>>>>
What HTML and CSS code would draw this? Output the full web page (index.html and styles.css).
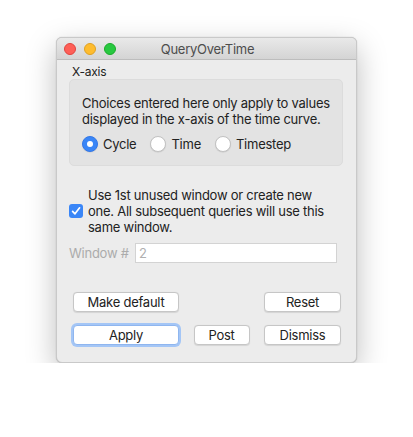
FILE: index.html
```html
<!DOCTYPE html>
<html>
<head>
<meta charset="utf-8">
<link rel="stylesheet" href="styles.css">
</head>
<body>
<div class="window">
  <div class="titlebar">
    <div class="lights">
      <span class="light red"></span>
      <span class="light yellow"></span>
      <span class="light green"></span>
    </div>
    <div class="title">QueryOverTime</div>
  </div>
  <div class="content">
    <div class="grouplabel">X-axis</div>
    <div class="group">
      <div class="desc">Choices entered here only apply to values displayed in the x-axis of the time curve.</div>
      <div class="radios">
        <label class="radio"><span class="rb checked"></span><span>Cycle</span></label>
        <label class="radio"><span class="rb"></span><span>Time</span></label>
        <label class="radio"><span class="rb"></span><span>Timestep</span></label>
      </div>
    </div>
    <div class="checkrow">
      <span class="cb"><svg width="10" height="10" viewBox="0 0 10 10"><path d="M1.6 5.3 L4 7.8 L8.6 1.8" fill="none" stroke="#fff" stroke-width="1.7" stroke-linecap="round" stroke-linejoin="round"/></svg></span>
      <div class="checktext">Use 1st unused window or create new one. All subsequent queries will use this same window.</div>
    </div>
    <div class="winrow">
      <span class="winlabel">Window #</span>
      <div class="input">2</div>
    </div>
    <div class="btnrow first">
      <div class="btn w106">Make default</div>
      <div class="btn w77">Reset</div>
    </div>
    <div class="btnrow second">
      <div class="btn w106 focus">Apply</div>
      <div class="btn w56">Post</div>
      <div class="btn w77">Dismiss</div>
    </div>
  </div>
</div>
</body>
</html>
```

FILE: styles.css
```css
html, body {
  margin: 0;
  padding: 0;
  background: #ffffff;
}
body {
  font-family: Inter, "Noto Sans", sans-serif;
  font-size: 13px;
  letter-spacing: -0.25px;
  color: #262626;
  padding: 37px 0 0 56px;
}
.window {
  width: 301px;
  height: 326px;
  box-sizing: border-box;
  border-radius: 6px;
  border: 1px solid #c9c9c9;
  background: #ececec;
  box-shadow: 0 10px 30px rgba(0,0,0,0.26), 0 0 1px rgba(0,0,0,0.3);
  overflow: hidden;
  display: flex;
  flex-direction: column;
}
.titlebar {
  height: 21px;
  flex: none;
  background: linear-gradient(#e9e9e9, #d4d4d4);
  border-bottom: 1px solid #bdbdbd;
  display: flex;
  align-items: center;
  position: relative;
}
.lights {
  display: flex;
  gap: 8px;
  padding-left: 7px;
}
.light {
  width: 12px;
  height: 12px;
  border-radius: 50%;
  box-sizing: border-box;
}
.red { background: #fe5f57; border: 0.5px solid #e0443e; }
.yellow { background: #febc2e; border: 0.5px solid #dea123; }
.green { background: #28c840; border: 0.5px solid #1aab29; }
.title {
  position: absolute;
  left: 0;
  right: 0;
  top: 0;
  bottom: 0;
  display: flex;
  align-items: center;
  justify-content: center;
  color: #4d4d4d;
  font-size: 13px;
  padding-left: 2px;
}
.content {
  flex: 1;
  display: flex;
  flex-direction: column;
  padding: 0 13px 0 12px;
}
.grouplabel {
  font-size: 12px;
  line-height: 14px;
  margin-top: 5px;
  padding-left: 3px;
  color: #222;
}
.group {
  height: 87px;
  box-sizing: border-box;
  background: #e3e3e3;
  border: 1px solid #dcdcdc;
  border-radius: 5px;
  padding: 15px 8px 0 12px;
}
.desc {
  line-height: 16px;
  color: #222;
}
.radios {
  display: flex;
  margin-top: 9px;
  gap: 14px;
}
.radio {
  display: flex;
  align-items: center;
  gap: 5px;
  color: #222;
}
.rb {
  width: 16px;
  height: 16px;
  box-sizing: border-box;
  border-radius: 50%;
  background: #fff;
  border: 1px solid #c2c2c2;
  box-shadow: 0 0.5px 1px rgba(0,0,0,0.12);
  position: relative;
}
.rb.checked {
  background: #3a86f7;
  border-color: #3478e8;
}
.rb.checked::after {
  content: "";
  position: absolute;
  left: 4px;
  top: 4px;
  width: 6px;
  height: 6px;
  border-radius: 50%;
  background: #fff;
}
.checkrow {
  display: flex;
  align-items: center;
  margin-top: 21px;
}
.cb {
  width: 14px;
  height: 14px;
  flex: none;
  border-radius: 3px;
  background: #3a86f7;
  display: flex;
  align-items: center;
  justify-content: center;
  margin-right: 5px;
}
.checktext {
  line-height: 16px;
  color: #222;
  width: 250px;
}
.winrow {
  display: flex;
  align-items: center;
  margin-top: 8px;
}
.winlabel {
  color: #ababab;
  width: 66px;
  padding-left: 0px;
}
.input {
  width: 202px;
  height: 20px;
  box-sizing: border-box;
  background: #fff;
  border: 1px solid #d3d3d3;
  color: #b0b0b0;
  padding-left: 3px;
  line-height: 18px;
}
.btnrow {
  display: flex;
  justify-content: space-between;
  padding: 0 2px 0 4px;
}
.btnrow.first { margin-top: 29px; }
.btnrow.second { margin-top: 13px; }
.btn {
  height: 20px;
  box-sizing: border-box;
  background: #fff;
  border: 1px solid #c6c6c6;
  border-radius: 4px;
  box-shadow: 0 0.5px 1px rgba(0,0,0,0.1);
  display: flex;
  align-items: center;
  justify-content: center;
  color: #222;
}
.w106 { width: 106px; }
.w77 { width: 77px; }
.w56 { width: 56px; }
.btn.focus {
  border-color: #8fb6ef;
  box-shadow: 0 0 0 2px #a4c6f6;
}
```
<<<<
**SHORT EXERCISE:** Leave the pictures out, and print every line of the listing exactly as written.

**THE SOLUTION:**
What HTML and CSS code would draw this? Output the full web page (index.html and styles.css).
FILE: index.html
```html
<!DOCTYPE html>
<html>
<head>
<meta charset="utf-8">
<link rel="stylesheet" href="styles.css">
</head>
<body>
<div class="window">
  <div class="titlebar">
    <div class="lights">
      <span class="light red"></span>
      <span class="light yellow"></span>
      <span class="light green"></span>
    </div>
    <div class="title">QueryOverTime</div>
  </div>
  <div class="content">
    <div class="grouplabel">X-axis</div>
    <div class="group">
      <div class="desc">Choices entered here only apply to values displayed in the x-axis of the time curve.</div>
      <div class="radios">
        <label class="radio"><span class="rb checked"></span><span>Cycle</span></label>
        <label class="radio"><span class="rb"></span><span>Time</span></label>
        <label class="radio"><span class="rb"></span><span>Timestep</span></label>
      </div>
    </div>
    <div class="checkrow">
      <span class="cb"><svg width="10" height="10" viewBox="0 0 10 10"><path d="M1.6 5.3 L4 7.8 L8.6 1.8" fill="none" stroke="#fff" stroke-width="1.7" stroke-linecap="round" stroke-linejoin="round"/></svg></span>
      <div class="checktext">Use 1st unused window or create new one. All subsequent queries will use this same window.</div>
    </div>
    <div class="winrow">
      <span class="winlabel">Window #</span>
      <div class="input">2</div>
    </div>
    <div class="btnrow first">
      <div class="btn w106">Make default</div>
      <div class="btn w77">Reset</div>
    </div>
    <div class="btnrow second">
      <div class="btn w106 focus">Apply</div>
      <div class="btn w56">Post</div>
      <div class="btn w77">Dismiss</div>
    </div>
  </div>
</div>
</body>
</html>
```

FILE: styles.css
```css
html, body {
  margin: 0;
  padding: 0;
  background: #ffffff;
}
body {
  font-family: Inter, "Noto Sans", sans-serif;
  font-size: 13px;
  letter-spacing: -0.25px;
  color: #262626;
  padding: 37px 0 0 56px;
}
.window {
  width: 301px;
  height: 326px;
  box-sizing: border-box;
  border-radius: 6px;
  border: 1px solid #c9c9c9;
  background: #ececec;
  box-shadow: 0 10px 30px rgba(0,0,0,0.26), 0 0 1px rgba(0,0,0,0.3);
  overflow: hidden;
  display: flex;
  flex-direction: column;
}
.titlebar {
  height: 21px;
  flex: none;
  background: linear-gradient(#e9e9e9, #d4d4d4);
  border-bottom: 1px solid #bdbdbd;
  display: flex;
  align-items: center;
  position: relative;
}
.lights {
  display: flex;
  gap: 8px;
  padding-left: 7px;
}
.light {
  width: 12px;
  height: 12px;
  border-radius: 50%;
  box-sizing: border-box;
}
.red { background: #fe5f57; border: 0.5px solid #e0443e; }
.yellow { background: #febc2e; border: 0.5px solid #dea123; }
.green { background: #28c840; border: 0.5px solid #1aab29; }
.title {
  position: absolute;
  left: 0;
  right: 0;
  top: 0;
  bottom: 0;
  display: flex;
  align-items: center;
  justify-content: center;
  color: #4d4d4d;
  font-size: 13px;
  padding-left: 2px;
}
.content {
  flex: 1;
  display: flex;
  flex-direction: column;
  padding: 0 13px 0 12px;
}
.grouplabel {
  font-size: 12px;
  line-height: 14px;
  margin-top: 5px;
  padding-left: 3px;
  color: #222;
}
.group {
  height: 87px;
  box-sizing: border-box;
  background: #e3e3e3;
  border: 1px solid #dcdcdc;
  border-radius: 5px;
  padding: 15px 8px 0 12px;
}
.desc {
  line-height: 16px;
  color: #222;
}
.radios {
  display: flex;
  margin-top: 9px;
  gap: 14px;
}
.radio {
  display: flex;
  align-items: center;
  gap: 5px;
  color: #222;
}
.rb {
  width: 16px;
  height: 16px;
  box-sizing: border-box;
  border-radius: 50%;
  background: #fff;
  border: 1px solid #c2c2c2;
  box-shadow: 0 0.5px 1px rgba(0,0,0,0.12);
  position: relative;
}
.rb.checked {
  background: #3a86f7;
  border-color: #3478e8;
}
.rb.checked::after {
  content: "";
  position: absolute;
  left: 4px;
  top: 4px;
  width: 6px;
  height: 6px;
  border-radius: 50%;
  background: #fff;
}
.checkrow {
  display: flex;
  align-items: center;
  margin-top: 21px;
}
.cb {
  width: 14px;
  height: 14px;
  flex: none;
  border-radius: 3px;
  background: #3a86f7;
  display: flex;
  align-items: center;
  justify-content: center;
  margin-right: 5px;
}
.checktext {
  line-height: 16px;
  color: #222;
  width: 250px;
}
.winrow {
  display: flex;
  align-items: center;
  margin-top: 8px;
}
.winlabel {
  color: #ababab;
  width: 66px;
  padding-left: 0px;
}
.input {
  width: 202px;
  height: 20px;
  box-sizing: border-box;
  background: #fff;
  border: 1px solid #d3d3d3;
  color: #b0b0b0;
  padding-left: 3px;
  line-height: 18px;
}
.btnrow {
  display: flex;
  justify-content: space-between;
  padding: 0 2px 0 4px;
}
.btnrow.first { margin-top: 29px; }
.btnrow.second { margin-top: 13px; }
.btn {
  height: 20px;
  box-sizing: border-box;
  background: #fff;
  border: 1px solid #c6c6c6;
  border-radius: 4px;
  box-shadow: 0 0.5px 1px rgba(0,0,0,0.1);
  display: flex;
  align-items: center;
  justify-content: center;
  color: #222;
}
.w106 { width: 106px; }
.w77 { width: 77px; }
.w56 { width: 56px; }
.btn.focus {
  border-color: #8fb6ef;
  box-shadow: 0 0 0 2px #a4c6f6;
}
```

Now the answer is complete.